Some ASIC staff lack necessary expertise to be helpful

Many staff working within the Australian Securities and Investments Commission (ASIC) lack the necessary expertise to deal with accountants and other seeking assistance, according to major accounting body, Chartered Accountants ANZ (CA ANZ).
As well, the accounting body has suggested that the absence of key data has made ASIC’s registers no longer fit for purpose.
The accounting body has told ASIC its members consistently provide feedback expressing frustration that, when dealing with ASIC staff, many lack expertise in the area in which they are seek assistance.
“For example, processing of registered company auditor applications and auditor resignation applications. Our members have found a lack of awareness by ASIC staff of the alternate competency framework that can be relied on when applying to become a registered company auditor,” CA-ANZ said in response to ASIC’s regulatory simplification consultation.
“Contact centre staff must be at least as informed, if not more so, than the callers they are engaged to assist. Consideration could be given to developing topic specialists that contact centre staff can refer to and, as necessary, escalate complex issues to.
“While sophisticated electronic systems can improve user experience, it is important to maintain human contact points with appropriate expertise and authority to resolve issues efficiently,” CA-ANZ said.
It also questioned whether ASIC’s registers remained fit for purpose.
“Unfortunately, key data is currently held by different government agencies and there is a cost to access some information, which we consider results in ASIC registers no longer being fit-for-purpose,” the accounting body said.

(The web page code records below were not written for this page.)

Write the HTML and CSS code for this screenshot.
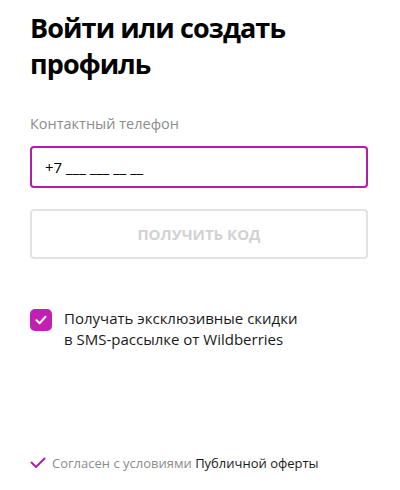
FILE: index.html
```html
<!DOCTYPE html>
<html lang="ru">
<head>
<meta charset="utf-8">
<link rel="stylesheet" href="styles.css">
</head>
<body>
<div class="page">
  <h1 class="title">Войти или создать профиль</h1>
  <div class="label">Контактный телефон</div>
  <div class="input">+7 ___ ___ __ __</div>
  <div class="button">Получить код</div>
  <div class="check-row">
    <span class="checkbox">
      <svg width="14" height="14" viewBox="0 0 14 14"><path d="M2.5 7.2 L5.6 10.2 L11.5 3.8" fill="none" stroke="#fff" stroke-width="2" stroke-linecap="round" stroke-linejoin="round"/></svg>
    </span>
    <span class="check-text">Получать эксклюзивные скидки<br>в SMS-рассылке от Wildberries</span>
  </div>
  <div class="footer">
    <svg class="tick" width="16" height="12" viewBox="0 0 16 12"><path d="M1.5 5.5 L6 10 L14.5 1.5" fill="none" stroke="#b01fa5" stroke-width="2" stroke-linecap="round" stroke-linejoin="round"/></svg>
    <span class="muted">Согласен с условиями</span>&nbsp;<span class="link">Публичной оферты</span>
  </div>
</div>
</body>
</html>
```

FILE: styles.css
```css
html, body {
  margin: 0;
  padding: 0;
  background: #fff;
}
body {
  font-family: "Open Sans", "Noto Sans", "Liberation Sans", sans-serif;
  color: #000;
}
.page {
  padding: 10px 32px 0 30px;
}
.title {
  margin: 0;
  font-size: 27px;
  line-height: 36px;
  font-weight: 700;
  letter-spacing: -0.9px;
  color: #000;
  width: 300px;
}
.label {
  margin-top: 32px;
  font-size: 14.5px;
  line-height: 20px;
  color: #8c8c8c;
}
.input {
  margin-top: 12px;
  height: 42px;
  box-sizing: border-box;
  border: 2px solid #b01fa5;
  border-radius: 4px;
  padding: 0 13px;
  display: flex;
  align-items: center;
  font-size: 15px;
  color: #000;
}
.button {
  margin-top: 21px;
  height: 50px;
  box-sizing: border-box;
  border: 2px solid #e3e3e3;
  border-radius: 4px;
  display: flex;
  align-items: center;
  justify-content: center;
  font-size: 15px;
  font-weight: 700;
  text-transform: uppercase;
  color: #d2d2d2;
}
.check-row {
  margin-top: 50px;
  display: flex;
  align-items: flex-start;
  gap: 12px;
}
.checkbox {
  width: 22px;
  height: 22px;
  flex: none;
  border-radius: 5px;
  background: #c21fb3;
  display: flex;
  align-items: center;
  justify-content: center;
}
.check-text {
  font-size: 15px;
  line-height: 21px;
  color: #1a1a1a;
  margin-top: -1px;
}
.footer {
  margin-top: 104px;
  display: flex;
  align-items: center;
  font-size: 13px;
  line-height: 18px;
}
.tick {
  margin-right: 6px;
}
.muted {
  color: #8c8c8c;
}
.link {
  color: #1a1a1a;
}
```
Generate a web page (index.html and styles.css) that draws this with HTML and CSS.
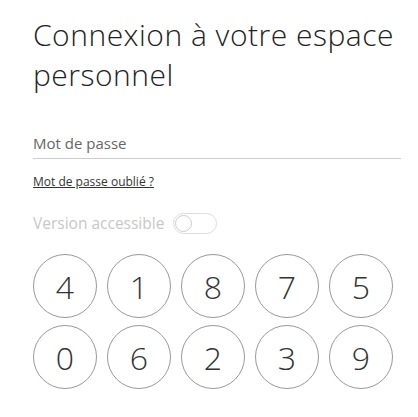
FILE: index.html
```html
<!DOCTYPE html>
<html lang="fr">
<head>
<meta charset="utf-8">
<title>Connexion</title>
<link rel="stylesheet" href="styles.css">
</head>
<body>
<main class="page">
  <h1 class="title">Connexion à votre espace personnel</h1>
  <div class="field">
    <span class="field-label">Mot de passe</span>
  </div>
  <a class="forgot" href="#">Mot de passe oublié ?</a>
  <div class="access">
    <span class="access-label">Version accessible</span>
    <span class="toggle"><span class="knob"></span></span>
  </div>
  <div class="keypad">
    <button class="key">4</button>
    <button class="key">1</button>
    <button class="key">8</button>
    <button class="key">7</button>
    <button class="key">5</button>
    <button class="key">0</button>
    <button class="key">6</button>
    <button class="key">2</button>
    <button class="key">3</button>
    <button class="key">9</button>
  </div>
</main>
</body>
</html>
```
FILE: styles.css
```css
html, body {
  margin: 0;
  padding: 0;
  background: #fff;
}
.page {
  padding: 0 17px 0 33px;
  font-family: "Open Sans", "Liberation Sans", sans-serif;
  color: #333;
}
.title {
  margin: 0;
  padding-top: 15px;
  font-weight: 300;
  font-size: 30px;
  line-height: 40px;
  color: #222;
  letter-spacing: 0.5px;
}
.field {
  margin-top: 38px;
  border-bottom: 1px solid #ccc;
  padding-bottom: 5px;
}
.field-label {
  display: block;
  font-size: 15px;
  line-height: 20px;
  color: #666;
}
.forgot {
  display: inline-block;
  margin-top: 14px;
  font-size: 12px;
  line-height: 18px;
  color: #333;
  text-decoration: underline;
}
.access {
  display: flex;
  align-items: center;
  gap: 9px;
  margin-top: 21px;
}
.access-label {
  font-size: 15.5px;
  line-height: 22px;
  color: #c8c8c8;
}
.toggle {
  display: flex;
  align-items: center;
  box-sizing: border-box;
  width: 44px;
  height: 21px;
  border: 1px solid #ddd;
  border-radius: 11px;
  padding: 1px;
}
.knob {
  display: block;
  box-sizing: border-box;
  width: 17px;
  height: 17px;
  border: 1px solid #ccc;
  border-radius: 50%;
}
.keypad {
  display: grid;
  grid-template-columns: repeat(5, 64px);
  column-gap: 10px;
  row-gap: 7px;
  margin-top: 20px;
}
.key {
  box-sizing: border-box;
  width: 64px;
  height: 64px;
  border: 1px solid #999;
  border-radius: 50%;
  background: #fff;
  padding: 0;
  font-family: "Open Sans", "Liberation Sans", sans-serif;
  font-weight: 300;
  font-size: 32px;
  color: #333;
  display: flex;
  align-items: center;
  justify-content: center;
}
```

“Data provided by ASIC’s regulated population should be accessible free-of-charge to all citizens engaging with those regulated parties,” it said.
“As users of ASIC’s Professional registers, the consistent feedback we receive from our members, and our own experience, is that they are not useful. Requiring a person to already know what they are looking before searching significantly limits the usefulness of these registers.
“For example, while you can search for an individual auditor, it is difficult for firms and professional bodies to use the registry to gain information about the wider Registered Company Auditor (RCA) population to use in their quality assessment processes.
“Equally, for a citizen looking for an auditor nearby, they would first have to use other tools, such as google, to locate nearby auditors then come back to ASIC’s professional register to confirm if those found and claiming to be an RCA are registered,” the CA-ANZ submission said.









Not only is ASIC an incompetent regulator they can’t even manage a register.
Time to Hoover up this cess pit.
Many staff working within the Australian Securities and Investments Commission (ASIC) lack the necessary expertise to deal with accountants and other seeking assistance.
And accounting bodies said same thing last week about ATO staff.
And the same problem exists trying to deal with Centrelink staff.
I’ve also found them incompetant in areas not just auditing registrations. For example, if you rang them up and said you’re an Adviser for 20 plus years and you say First Guardian is a real stinker, and the SOA you just read just smelly…, after they laugh at you and tell you to go away…you’d spend 5 hours self reporting on a website that crashed, and 3 months later they’d audit you, find a spelling mistake in a Fee Disclosure Document from 2018 and yep here we are.